ミラが先日初めて回復魔法でこの街の者を無償で回復したのだが、治療をした者が騎士団で領民を守って大怪我をしていた騎士だったため、騎士になった方が功績を上げやすいと考えた者が多かったのかもしれない。
「騎士の数が増えるのは結構なことだが、賄賂を受け取ったりするようなクズや使えない無能は必要ないぞ」
「はい、もちろんでございます! 志願する者の素行調査は欠かさないですし、実力は団長自ら確認しております」
「ふむ、それならばよい」
ユルグが探し出してきたこの副団長はなかなか優秀である。この情報を報告してきたことといい、我が求めていることをよく分かっているな。

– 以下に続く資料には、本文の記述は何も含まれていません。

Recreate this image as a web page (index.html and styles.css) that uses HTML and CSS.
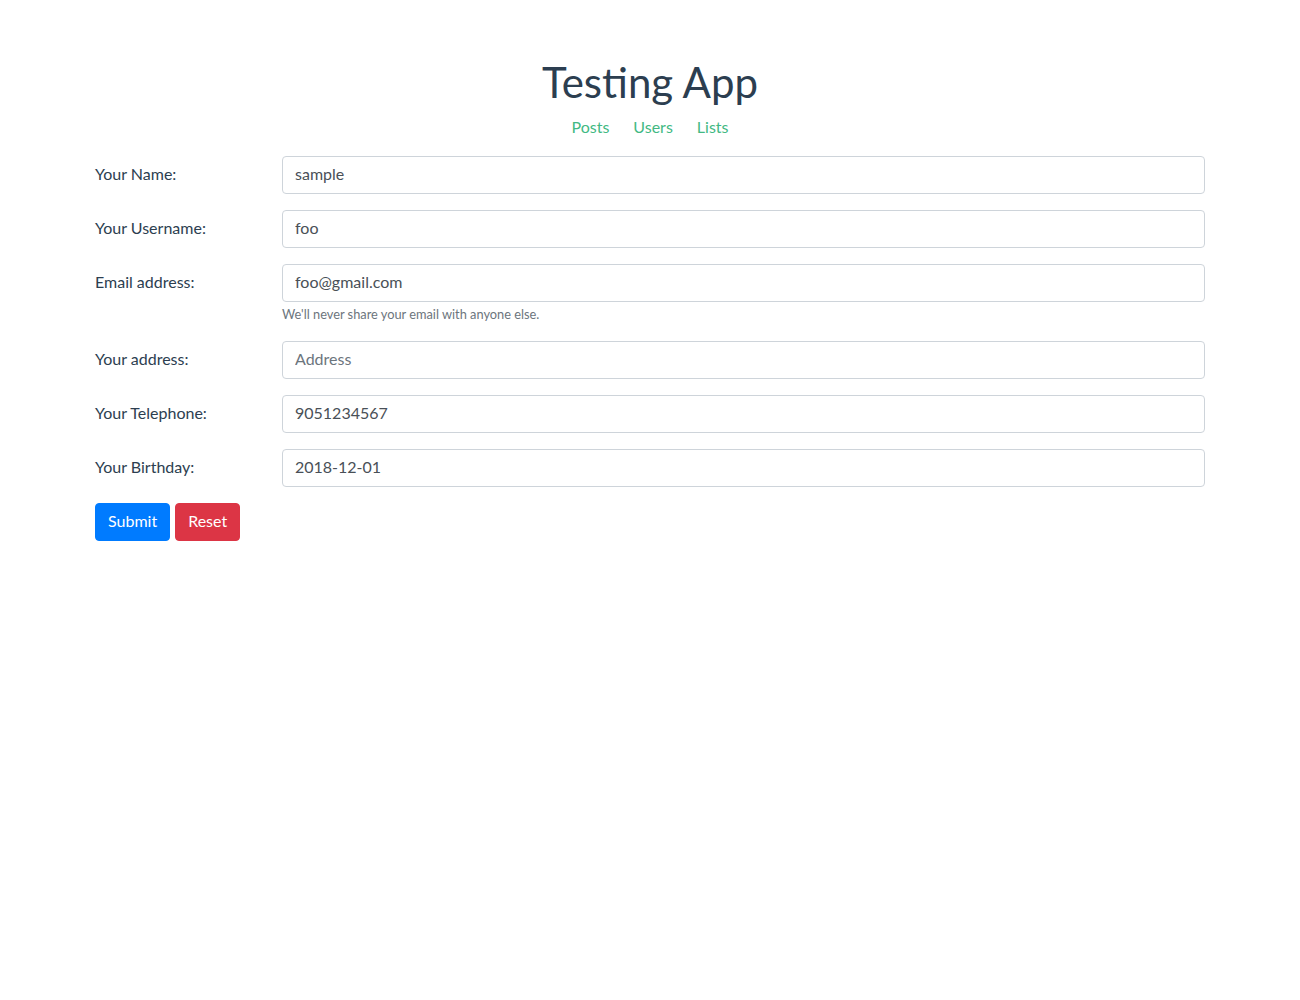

騎士団に所属している割に実力の面では他の者に劣っているが、人望もあって頭も切れる。貴族である男爵家の者であるにもかかわらず、平民であるルーカスのことを騎士団長に推薦してきた者でもある。
「おい、ルーカス」
「お、おっす!」
それに引き換え、ルーカスのやつは大柄な癖にいちいち我の言動を気にし過ぎだ。まったく、上司に逆らって一番下っ端に落とされた時の気概はどこへ行ったというのだ。

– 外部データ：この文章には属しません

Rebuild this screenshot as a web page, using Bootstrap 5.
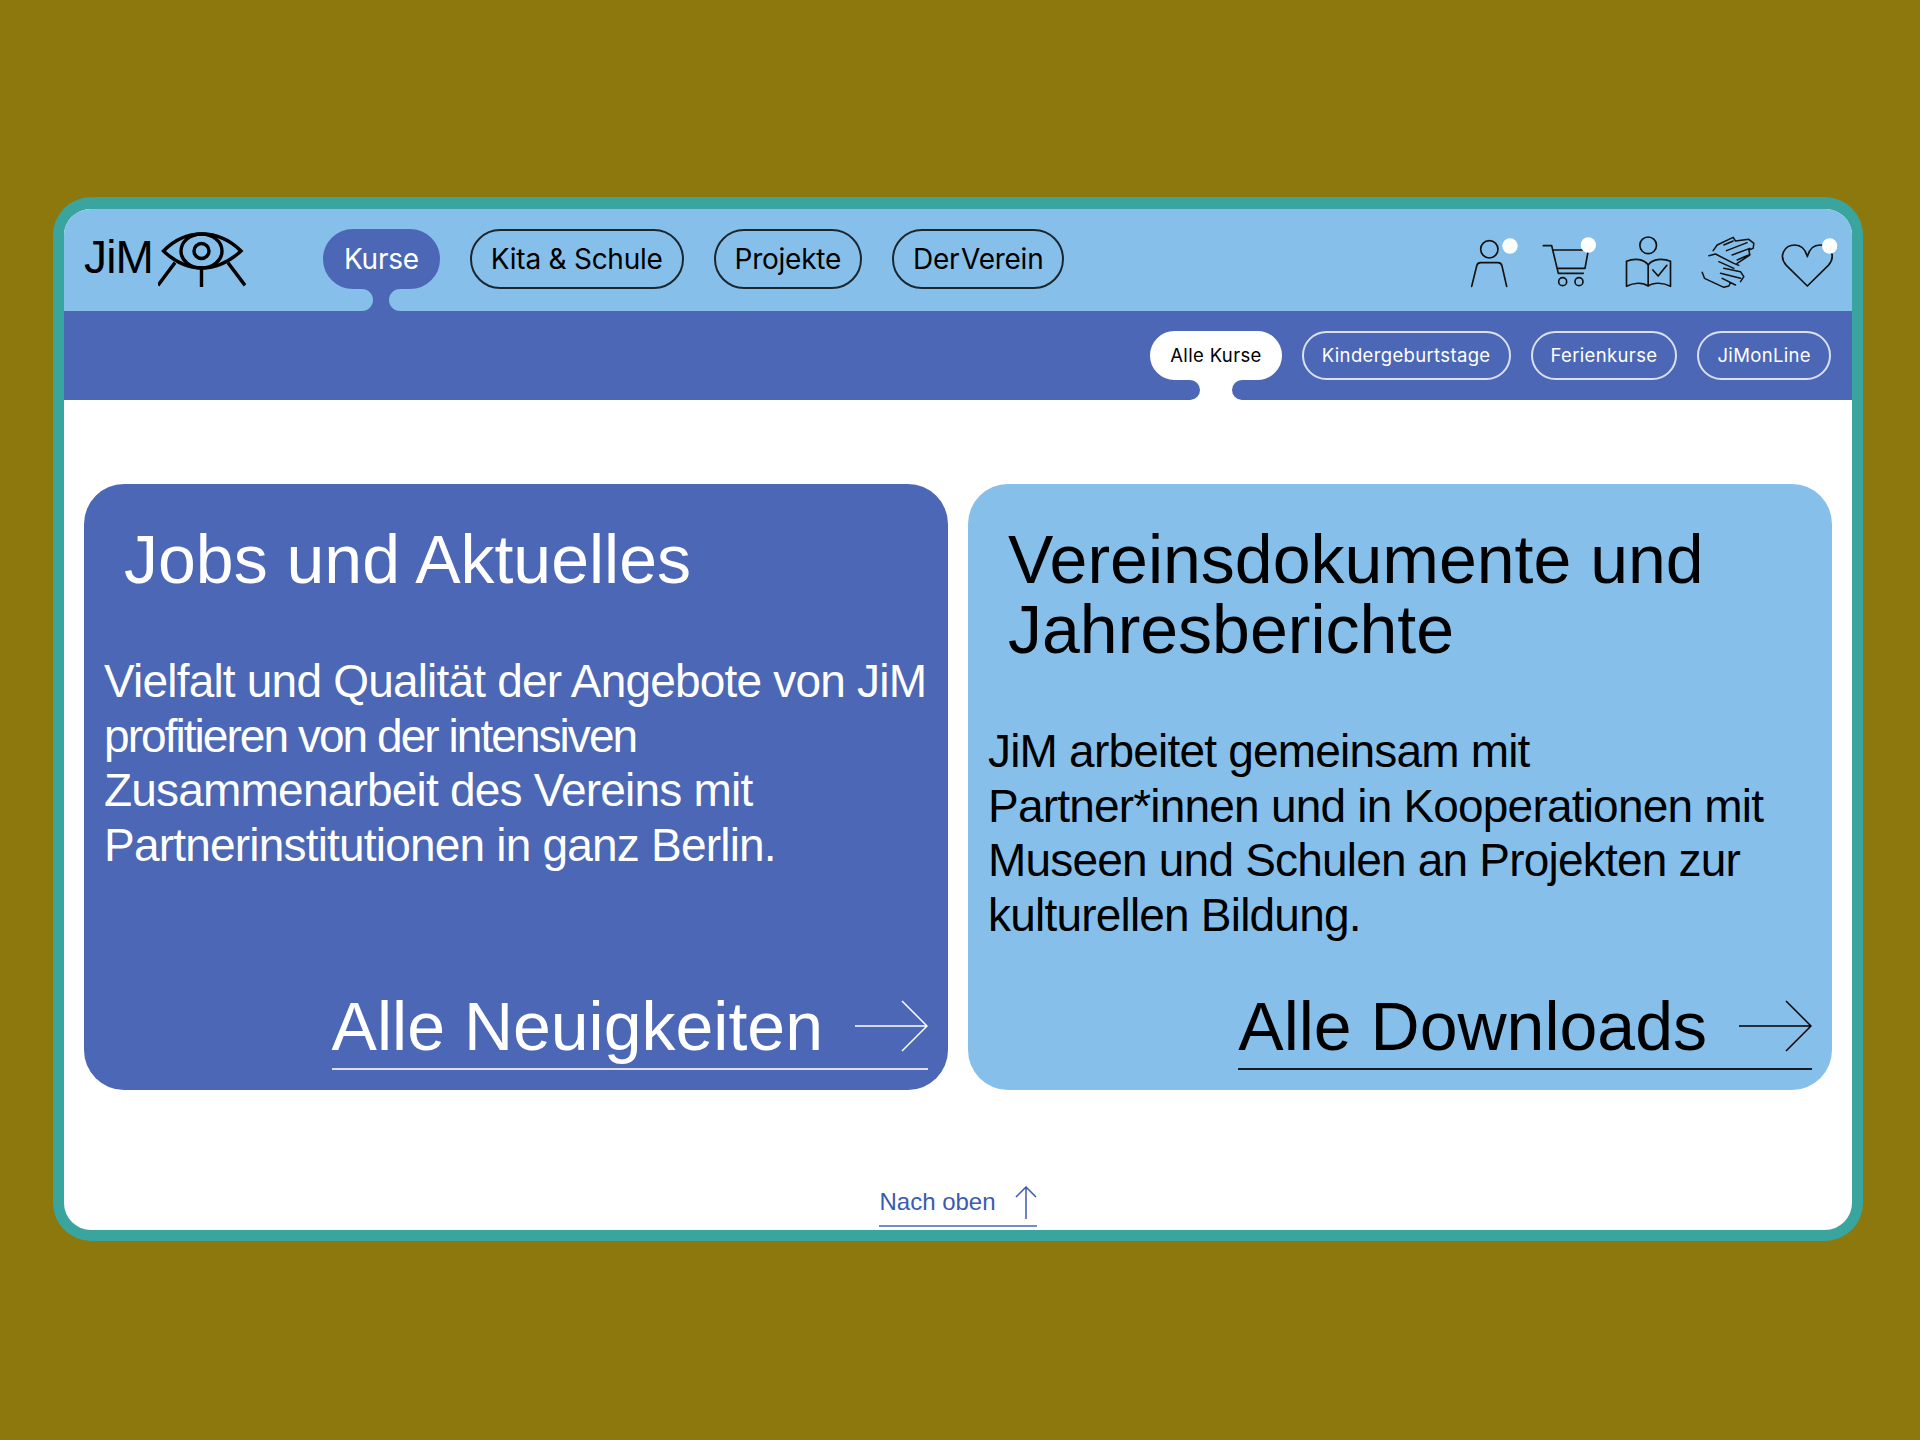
<!DOCTYPE html>
<html lang="de">
<head>
<meta charset="utf-8">
<title>JiM</title>
<link href="https://cdn.jsdelivr.net/npm/bootstrap@5.3.0/dist/css/bootstrap.min.css" rel="stylesheet">
<style>
html,body{height:1440px;overflow:hidden}
body{background:#8c780c;padding:197px 57px 0 53px;font-family:"Liberation Sans",Arial,sans-serif;color:#000}
.frame{height:1044px;border:11px solid #3aa59f;border-top-width:12px;border-radius:38px;overflow:hidden;background:#fff}
.topbar{height:102px;background:#86c0ea;padding:20px 14px 0 20px}
.brand{width:239px;color:#000;text-decoration:none;height:56px}
.brand-name{font-size:46px;line-height:45px;letter-spacing:-.8px;margin-right:5px;margin-top:6px}
.brand svg{margin-top:3px}
.main-pill{display:block;position:relative;height:60px;line-height:56px;padding:0 19px;border:2px solid rgba(0,0,0,.8);border-radius:30px;font-family:Inter,"Liberation Sans",sans-serif;font-size:28px;letter-spacing:-.25px;color:#000;text-decoration:none}
.main-pill.on{background:#4b67b5;border-color:#4b67b5;color:#fff}
.main-pill.close-words{word-spacing:-6px}
.neck{position:absolute;top:calc(100% + 2px);left:50%;transform:translateX(-50%);display:block}
.main-links{gap:30px}
.tool-icons{margin-top:7px}
.subbar{height:89px;background:#4b67b5;padding:20px 21px 0 0;gap:20px}
.sub-pill{display:block;position:relative;height:49px;line-height:45px;padding:0 18px;border:2px solid rgba(255,255,255,.8);border-radius:25px;font-family:Inter,"Liberation Sans",sans-serif;font-size:18.5px;letter-spacing:.35px;color:#fff;text-decoration:none}
.sub-pill.on{background:#fff;background-clip:border-box;border-color:#fff;color:#000}
.stage{padding:84px 20px 0}
.pair{--bs-gutter-x:20px}
.info-box{height:606px;border-radius:40px;padding:40px 20px 20px}
.info-box.deep{background:#4b67b5;color:#fff}
.info-box.pale{background:#86c0ea;color:#000}
.box-title{font-size:68px;line-height:70px;font-weight:400;margin:0 0 60px 20px}
.box-text{font-size:46px;line-height:54.5px;letter-spacing:-.8px;margin:0;white-space:nowrap}
.squeezed{letter-spacing:-1.95px}
.box-link{font-size:68px;line-height:70px;color:inherit;text-decoration:none;border-bottom:2px solid rgba(255,255,255,.8);padding-bottom:7px;gap:32px}
.pale .box-link{border-bottom-color:rgba(0,0,0,.85)}
.to-top{font-size:24px;line-height:30px;color:#3c5ab0;text-decoration:none;border-bottom:2px solid #728bcd;gap:19px;height:52px;padding-top:4px;margin-top:85px}
</style>
</head>
<body>
<div class="frame d-flex flex-column">
  <header class="topbar d-flex align-items-start">
    <a class="brand d-flex align-items-start" href="#">
      <span class="brand-name">JiM</span>
      <svg width="88" height="55" viewBox="157 232 88 55" fill="none" stroke="#000" stroke-width="3.4" stroke-linecap="square" aria-hidden="true"><path d="M162.500 251C175 238 188 234 201 234S227 238 240 251C228 262 214 268 201 268S174 262 162.500 251Z"/><ellipse cx="200.500" cy="251" rx="20.500" ry="17"/><circle cx="200.500" cy="251" r="7.500"/><path d="M173 264 158 284M200.500 270V286M228 264 243 284"/></svg>
    </a>
    <nav class="main-links d-flex">
      <a class="main-pill on" href="#">Kurse<svg class="neck" width="60" height="22" viewBox="0 0 60 22" aria-hidden="true"><path fill="#4b67b5" d="M11 0A11 11 0 0 1 22 11 11 11 0 0 1 11 22H49A11 11 0 0 1 38 11 11 11 0 0 1 49 0Z"/></svg></a>
      <a class="main-pill" href="#">Kita &amp; Schule</a>
      <a class="main-pill" href="#">Projekte</a>
      <a class="main-pill close-words" href="#">Der Verein</a>
    </nav>
    <div class="tool-icons d-flex ms-auto">
      <svg width="60" height="54" viewBox="150 138 180 162" fill="none" stroke="#111" stroke-width="5" stroke-linecap="round" stroke-linejoin="round" aria-hidden="true"><circle cx="208" cy="178" r="26"/><path d="M155 289 170 228Q172 218 182 218H234Q244 218 246 228L260 289"/><circle cx="270" cy="168" r="23" fill="#fff" stroke="none"/></svg>
      <svg width="85" height="54" viewBox="330 138 255 162" fill="none" stroke="#111" stroke-width="5" stroke-linecap="round" stroke-linejoin="round" aria-hidden="true"><path d="M370 167H395L415 250H490M400 180H505L495 235H412"/><circle cx="428" cy="275" r="12"/><circle cx="477" cy="275" r="12"/><circle cx="505" cy="165" r="23" fill="#fff" stroke="none"/></svg>
      <svg width="72" height="54" viewBox="585 138 215 162" fill="none" stroke="#111" stroke-width="5" stroke-linecap="round" stroke-linejoin="round" aria-hidden="true"><circle cx="684" cy="166" r="25"/><path d="M684 225V288M684 225C672 208 645 203 619 214V289C640 278 668 276 684 288 700 276 730 278 751 289V214C725 203 696 208 684 225ZM698 240 714 258 740 226"/></svg>
      <svg width="82" height="54" viewBox="800 138 245 162" fill="none" stroke="#111" stroke-width="4.500" stroke-linecap="round" stroke-linejoin="round" aria-hidden="true"><path d="M878 182 890 165 938 142 945 153 985 148 1000 160 998 175 985 180 988 195 950 220M910 165 938 153M918 182 980 158M935 195 988 175M950 210 988 193M865 197 885 192 940 220 955 226M845 247 852 265 910 292 925 288 930 278M895 215 940 235M910 235 960 245 970 260 960 275M900 250 960 265M905 265 945 285"/></svg>
      <svg width="69" height="54" viewBox="1045 138 207 162" fill="none" stroke="#111" stroke-width="5" stroke-linecap="round" stroke-linejoin="round" aria-hidden="true"><path d="M1160 288 1097 226C1072 198 1092 165 1122 165 1142 165 1155 180 1160 200 1165 180 1178 165 1198 165 1228 165 1248 198 1223 226Z"/><circle cx="1227" cy="168" r="23" fill="#fff" stroke="none"/></svg>
    </div>
  </header>
  <nav class="subbar d-flex justify-content-end">
    <a class="sub-pill on" href="#">Alle Kurse<svg class="neck" width="72" height="20" viewBox="0 0 72 20" aria-hidden="true"><path fill="#fff" d="M10 0A10 10 0 0 1 20 10 10 10 0 0 1 10 20H62A10 10 0 0 1 52 10 10 10 0 0 1 62 0Z"/></svg></a>
    <a class="sub-pill" href="#">Kindergeburtstage</a>
    <a class="sub-pill" href="#">Ferienkurse</a>
    <a class="sub-pill" href="#">JiMonLine</a>
  </nav>
  <main class="stage d-flex flex-column flex-grow-1">
    <div class="row pair">
      <div class="col-6">
        <section class="info-box deep d-flex flex-column">
          <h2 class="box-title">Jobs und Aktuelles</h2>
          <p class="box-text">Vielfalt und Qualität der Angebote von JiM<br><span class="squeezed">profitieren von der intensiven</span><br>Zusammenarbeit des Vereins mit<br>Partnerinstitutionen in ganz Berlin.</p>
          <a class="box-link d-flex align-items-center align-self-end mt-auto" href="#">Alle Neuigkeiten
            <svg width="73" height="52" viewBox="0 0 73 52" fill="none" stroke="currentColor" stroke-width="1.5" aria-hidden="true"><path d="M0 26H72M47 1 72 26 47 51"/></svg></a>
        </section>
      </div>
      <div class="col-6">
        <section class="info-box pale d-flex flex-column">
          <h2 class="box-title">Vereinsdokumente und<br>Jahresberichte</h2>
          <p class="box-text">JiM arbeitet gemeinsam mit<br>Partner*innen und in Kooperationen mit<br>Museen und Schulen an Projekten zur<br>kulturellen Bildung.</p>
          <a class="box-link d-flex align-items-center align-self-end mt-auto" href="#">Alle Downloads
            <svg width="73" height="52" viewBox="0 0 73 52" fill="none" stroke="currentColor" stroke-width="1.5" aria-hidden="true"><path d="M0 26H72M47 1 72 26 47 51"/></svg></a>
        </section>
      </div>
    </div>
    <a class="to-top d-inline-flex align-items-center align-self-center" href="#">Nach oben
      <svg width="22" height="33" viewBox="0 0 22 33" fill="none" stroke="currentColor" stroke-width="1.5" aria-hidden="true"><path d="M11 33V1M1 11 11 1 21 11"/></svg></a>
  </main>
</div>
</body>
</html>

「まったく、我のような子供にいちいち怯えるな。心配せずとも、我は貴様の実力を買っている」
「は、はい!」
この者の実力はすでに見せてもらい、これまでの実績も確認済みだ。平民であろうが、実力は十分ある。
「貴様がそんな様子では領内の者が安心できん、もっと堂々としていろ」
「むっ、その通りっす。大変失礼しました!」
そう言いながら立ち上がり胸を張るルーカス。身長が高く、大柄であることもあってかなりの威圧感がある。そこらへんの盗賊レベルでは束になってもこの男には敵わないだろう。
「それでいい。貴様は深く考えず、思うように動け。そのために他の者が補佐してくれる。我が領地に脅威が迫った時は貴様が先頭に立って、すべてを守れ」
「はい! この命に代えましても!」
ルーカスが我の前に片膝をつく。その姿は先ほどまでとは別人のようであった。
「……あの、領主様は本当に10歳なのでしょうか? あまりにも団長の性格を知り尽くしていると言いますか……」
「……ええ、ゼノン様は間違いなく10歳ですよ。本当に聡明なお方です」
後ろで副団長とユルグが話している言葉が聞こえた。
ルーカスのように実力はあるが、考えることが苦手な者が前世の魔族にも多くいただけだ。そういった者はやることを明確にしてやり、優秀な補佐を付けて考えることを絞ってやればいい。この様子ならば、我のいない間はこの者たちに任せておけば良さそうであるな。
我に逆らう元権力者とダスクレア領については考えがある。屋敷に戻り次第、みなと話すことにしよう。